In early March 1965, when I was a junior at Northern Illinois University near Chicago, I walked through our student union one evening and saw a bus with a sign reading “March in Selma, Alabama.” Several students, both African American and white, were trying to recruit as many of us as possible to travel to that protest march to be led by Dr. Martin Luther King, Jr.

I walked back and forth for about a half hour, trying to decide if I wanted to go. I was certainly angry enough about how many places in the South were disobeying or ignoring the guidelines of the 1964 Civil Rights Act and how many protests were already underway. But in the end, I didn’t get on that bus and to this day, I still have regrets. I also wonder what direction my life might have taken if I had become a protester or activist.

And then two weeks ago, after the tragic murder of George Floyd in Minneapolis, pleading “I Can’t Breathe,” I missed another opportunity to march when a group of Fairfield’s non-violent protesters rallied, and was very disappointed in myself again. That day would have given me the chance to truly be a part of a long overdue movement to acknowledge that Black Lives Matter, and they deserve to be honored and respected.

As I watched the footage of our committed protesters on the Fairfield Green, I realized that I could not remain silent in the wake of this inhumane treatment by a police officer. And if there are more opportunities to speak out or be visible, I hope to become involved.

The death of George Floyd, coupled with the same treatment toward Eric Garner in New York and a host of other African American victims around the United States, who were allegedly singled out as targets in adversarial situations with the police, finally pushed Americans of all races and creeds over the edge. Millions of people worldwide could no longer stand idly by while the lives and rights of African Americans are being trivialized on our nation’s streets.

Yes, there were some activists who chose a more violent path, but those individuals or groups were a minority compared to the legions of non-violent marchers, who began their crusade on the day of George Floyd’s death and have continued to march more than 2 weeks later.
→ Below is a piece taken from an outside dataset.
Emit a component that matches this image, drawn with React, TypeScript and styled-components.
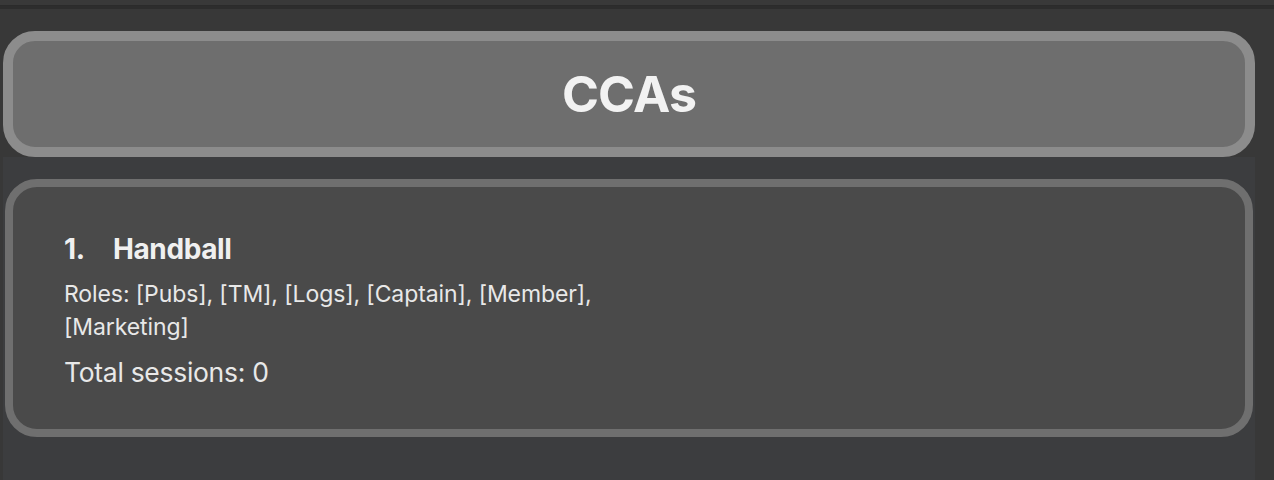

And their voices are finally reaching municipal, state and federal legislators, who really should have acknowledged long ago that Black Lives Must Matter.

In the last two weeks, I have heard many people commenting about why there is such a groundswell of people speaking out and shouting out now for equal treatment of African Americans by the police. My opinion is that if not now, when will there be another opportunity to make things right?
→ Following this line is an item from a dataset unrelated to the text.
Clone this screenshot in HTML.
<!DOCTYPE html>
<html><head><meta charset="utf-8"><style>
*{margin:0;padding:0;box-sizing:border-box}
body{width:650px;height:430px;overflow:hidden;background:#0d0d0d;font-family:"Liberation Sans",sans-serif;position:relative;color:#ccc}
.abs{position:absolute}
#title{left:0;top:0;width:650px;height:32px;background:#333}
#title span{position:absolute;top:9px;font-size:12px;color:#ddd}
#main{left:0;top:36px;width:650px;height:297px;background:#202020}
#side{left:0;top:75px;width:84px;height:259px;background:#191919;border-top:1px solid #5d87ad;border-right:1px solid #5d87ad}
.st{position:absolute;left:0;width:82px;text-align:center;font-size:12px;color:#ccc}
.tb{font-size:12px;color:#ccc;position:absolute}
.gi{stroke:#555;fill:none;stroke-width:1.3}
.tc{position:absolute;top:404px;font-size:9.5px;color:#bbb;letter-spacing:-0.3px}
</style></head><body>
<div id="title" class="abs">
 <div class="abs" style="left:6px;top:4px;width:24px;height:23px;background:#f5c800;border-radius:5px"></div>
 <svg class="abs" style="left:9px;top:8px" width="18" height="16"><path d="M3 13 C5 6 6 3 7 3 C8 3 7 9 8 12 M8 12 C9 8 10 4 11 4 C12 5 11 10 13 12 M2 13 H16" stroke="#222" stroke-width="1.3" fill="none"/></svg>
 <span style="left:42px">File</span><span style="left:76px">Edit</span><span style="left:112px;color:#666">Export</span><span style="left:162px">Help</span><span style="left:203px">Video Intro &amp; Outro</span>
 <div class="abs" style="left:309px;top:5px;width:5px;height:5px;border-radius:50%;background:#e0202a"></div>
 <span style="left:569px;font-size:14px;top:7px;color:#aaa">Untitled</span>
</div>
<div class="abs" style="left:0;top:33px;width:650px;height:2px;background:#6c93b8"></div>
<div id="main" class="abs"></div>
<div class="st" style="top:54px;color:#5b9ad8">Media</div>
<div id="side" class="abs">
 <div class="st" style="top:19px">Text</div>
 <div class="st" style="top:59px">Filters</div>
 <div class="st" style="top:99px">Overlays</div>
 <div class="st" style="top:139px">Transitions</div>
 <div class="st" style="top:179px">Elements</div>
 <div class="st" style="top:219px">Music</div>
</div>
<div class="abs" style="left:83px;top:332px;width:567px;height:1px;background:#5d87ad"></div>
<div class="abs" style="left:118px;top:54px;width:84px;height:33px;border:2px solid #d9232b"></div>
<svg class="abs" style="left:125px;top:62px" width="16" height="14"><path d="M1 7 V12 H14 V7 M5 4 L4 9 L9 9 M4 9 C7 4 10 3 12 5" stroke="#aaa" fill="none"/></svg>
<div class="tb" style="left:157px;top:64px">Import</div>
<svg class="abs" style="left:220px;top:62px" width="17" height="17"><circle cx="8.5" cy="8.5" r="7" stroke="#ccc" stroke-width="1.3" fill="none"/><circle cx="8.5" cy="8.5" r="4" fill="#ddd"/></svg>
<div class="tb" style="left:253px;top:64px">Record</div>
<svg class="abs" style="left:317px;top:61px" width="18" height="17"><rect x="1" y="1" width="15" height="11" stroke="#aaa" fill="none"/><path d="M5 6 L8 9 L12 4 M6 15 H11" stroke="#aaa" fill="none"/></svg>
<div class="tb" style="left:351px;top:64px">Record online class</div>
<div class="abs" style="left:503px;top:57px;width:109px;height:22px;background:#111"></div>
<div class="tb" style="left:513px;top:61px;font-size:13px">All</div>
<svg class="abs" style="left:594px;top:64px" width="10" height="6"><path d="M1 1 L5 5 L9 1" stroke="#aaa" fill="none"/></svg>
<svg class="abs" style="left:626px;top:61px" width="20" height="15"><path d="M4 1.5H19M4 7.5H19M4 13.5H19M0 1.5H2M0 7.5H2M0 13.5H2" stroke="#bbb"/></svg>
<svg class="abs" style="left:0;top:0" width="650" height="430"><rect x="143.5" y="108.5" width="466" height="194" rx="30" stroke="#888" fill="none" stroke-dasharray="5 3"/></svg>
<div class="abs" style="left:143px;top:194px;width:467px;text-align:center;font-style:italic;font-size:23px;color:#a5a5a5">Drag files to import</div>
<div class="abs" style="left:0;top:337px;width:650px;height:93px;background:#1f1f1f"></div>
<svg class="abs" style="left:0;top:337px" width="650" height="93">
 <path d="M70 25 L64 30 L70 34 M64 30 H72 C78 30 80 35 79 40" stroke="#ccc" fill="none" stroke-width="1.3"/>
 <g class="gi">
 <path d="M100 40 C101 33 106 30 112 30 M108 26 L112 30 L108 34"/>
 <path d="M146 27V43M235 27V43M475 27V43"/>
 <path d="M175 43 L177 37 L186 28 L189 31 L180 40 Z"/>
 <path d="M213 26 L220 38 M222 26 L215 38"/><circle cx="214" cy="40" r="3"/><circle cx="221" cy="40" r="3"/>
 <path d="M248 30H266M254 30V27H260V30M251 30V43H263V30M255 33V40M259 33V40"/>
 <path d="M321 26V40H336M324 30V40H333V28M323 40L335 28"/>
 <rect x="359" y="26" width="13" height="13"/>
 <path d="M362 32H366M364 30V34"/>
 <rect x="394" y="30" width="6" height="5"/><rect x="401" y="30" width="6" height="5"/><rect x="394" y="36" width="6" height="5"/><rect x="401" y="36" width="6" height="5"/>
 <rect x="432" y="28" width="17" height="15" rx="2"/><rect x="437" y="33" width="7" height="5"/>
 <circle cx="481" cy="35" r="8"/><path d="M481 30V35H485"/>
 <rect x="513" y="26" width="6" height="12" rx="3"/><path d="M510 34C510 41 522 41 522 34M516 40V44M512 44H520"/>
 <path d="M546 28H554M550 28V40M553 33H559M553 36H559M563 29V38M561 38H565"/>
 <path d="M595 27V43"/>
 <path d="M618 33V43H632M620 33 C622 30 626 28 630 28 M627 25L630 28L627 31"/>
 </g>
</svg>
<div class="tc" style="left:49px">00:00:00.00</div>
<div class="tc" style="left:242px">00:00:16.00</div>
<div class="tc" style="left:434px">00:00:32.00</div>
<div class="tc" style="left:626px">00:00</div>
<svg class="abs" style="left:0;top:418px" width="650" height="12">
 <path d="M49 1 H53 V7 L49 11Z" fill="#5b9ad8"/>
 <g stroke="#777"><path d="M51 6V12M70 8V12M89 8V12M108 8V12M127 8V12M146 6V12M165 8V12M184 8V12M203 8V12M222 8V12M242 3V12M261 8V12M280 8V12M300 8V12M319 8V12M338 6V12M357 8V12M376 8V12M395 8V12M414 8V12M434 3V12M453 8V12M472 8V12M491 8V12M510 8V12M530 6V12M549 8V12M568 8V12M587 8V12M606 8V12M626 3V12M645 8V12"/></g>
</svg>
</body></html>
The people who are marching peacefully have not ignored George Floyd’s last words, “I can’t breathe,” and appear to have no intention of stopping. They have seized the moment to ask once and for all, “When will the police treat African Americans suspected of crime with the same kind of dignity as whites? When will deadly choke holds be outlawed? When will the “trigger” of unexpected behavior by an alleged African American lawbreaker not result in a police officer pulling a trigger that takes a life?

These protesters are demanding answers to those questions today to municipal, state and national legislators. And they don’t just want answers. These marchers want actions and legislation. Charges and arrests should no longer be overturned by union power that easily restores police officers whose behavior toward African American men or women goes beyond the boundaries of racial profiling.
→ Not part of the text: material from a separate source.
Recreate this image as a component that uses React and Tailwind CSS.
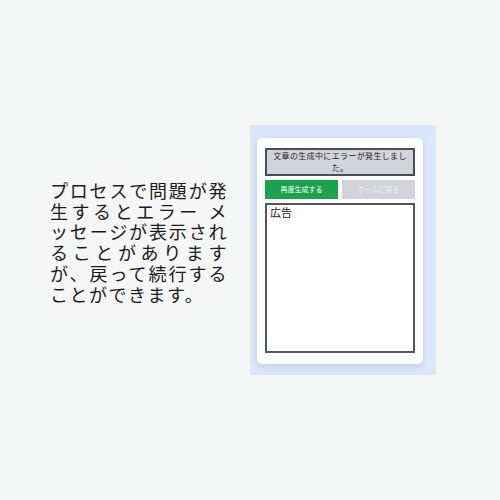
export default function App() {
  const jp = { fontFamily: '"Noto Sans CJK JP", "Noto Sans", sans-serif' };
  return (
    <div className="w-[500px] h-[500px] bg-[#f5f7f6] flex items-start" style={jp}>
      <p
        lang="ja"
        className="mt-[180px] ml-[50px] w-[178px] text-[18px] leading-[20.7px] tracking-[1.5px] text-justify text-[#1a1a1a]"
      >
        プロセスで問題が発生するとエラー メッセージが表示されることがありますが、戻って続行することができます。
      </p>
      <div className="mt-[125px] ml-[22px] w-[186px] h-[250px] bg-[#dbe7fc] pt-[13px] pl-[7px]">
        <div className="w-[166px] h-[226px] bg-white rounded-[5px] shadow-[0_2px_6px_rgba(0,0,0,0.12)] px-[8px] pt-[10px] flex flex-col">
          <div className="h-[28px] border-2 border-[#4b4f55] bg-[#d1d4da] text-center text-[8px] leading-[12px] tracking-[0.35px] text-[#222] px-[2px]">
            文章の生成中にエラーが発生しました。
          </div>
          <div className="mt-[4px] flex gap-[4px]">
            <div className="w-[73px] h-[19px] bg-[#1aa34a] text-white text-[7px] flex items-center justify-center">
              再度生成する
            </div>
            <div className="w-[73px] h-[19px] bg-[#d1d4da] text-[#eef0f3] text-[7px] flex items-center justify-center">
              ホームに戻る
            </div>
          </div>
          <div className="mt-[4px] h-[150px] border-2 border-[#555] px-[3px] text-[11px] leading-[14px] text-[#222]">
            広告
          </div>
        </div>
      </div>
    </div>
  );
}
George Floyd’s death not only screamed “I can’t breathe,” his death became the long-overdue catalyst for people of all races and cultures to say, “Enough! All black lives matter. All black lives must be treated with respect and dignity by law enforcement.”

I read this week that Governor Lamont had signed an executive order to “reform state police, banning chokeholds, mandating intervention and written reports for excessive force, and requiring the creation of a public portal with town-specific data on when force is used by police. Clearly he heard the message of protesters in towns like ours across the state.

And legislation is underway in the House to toughen up on inappropriate law enforcement behavior now and not 50 years from now.

I am proud to support any continued peaceful protests and will look for opportunities this summer to become involved where I can. I am happy to affirm, more than 55 years after I missed the bus to the Selma march, that Black Lives Do Matter.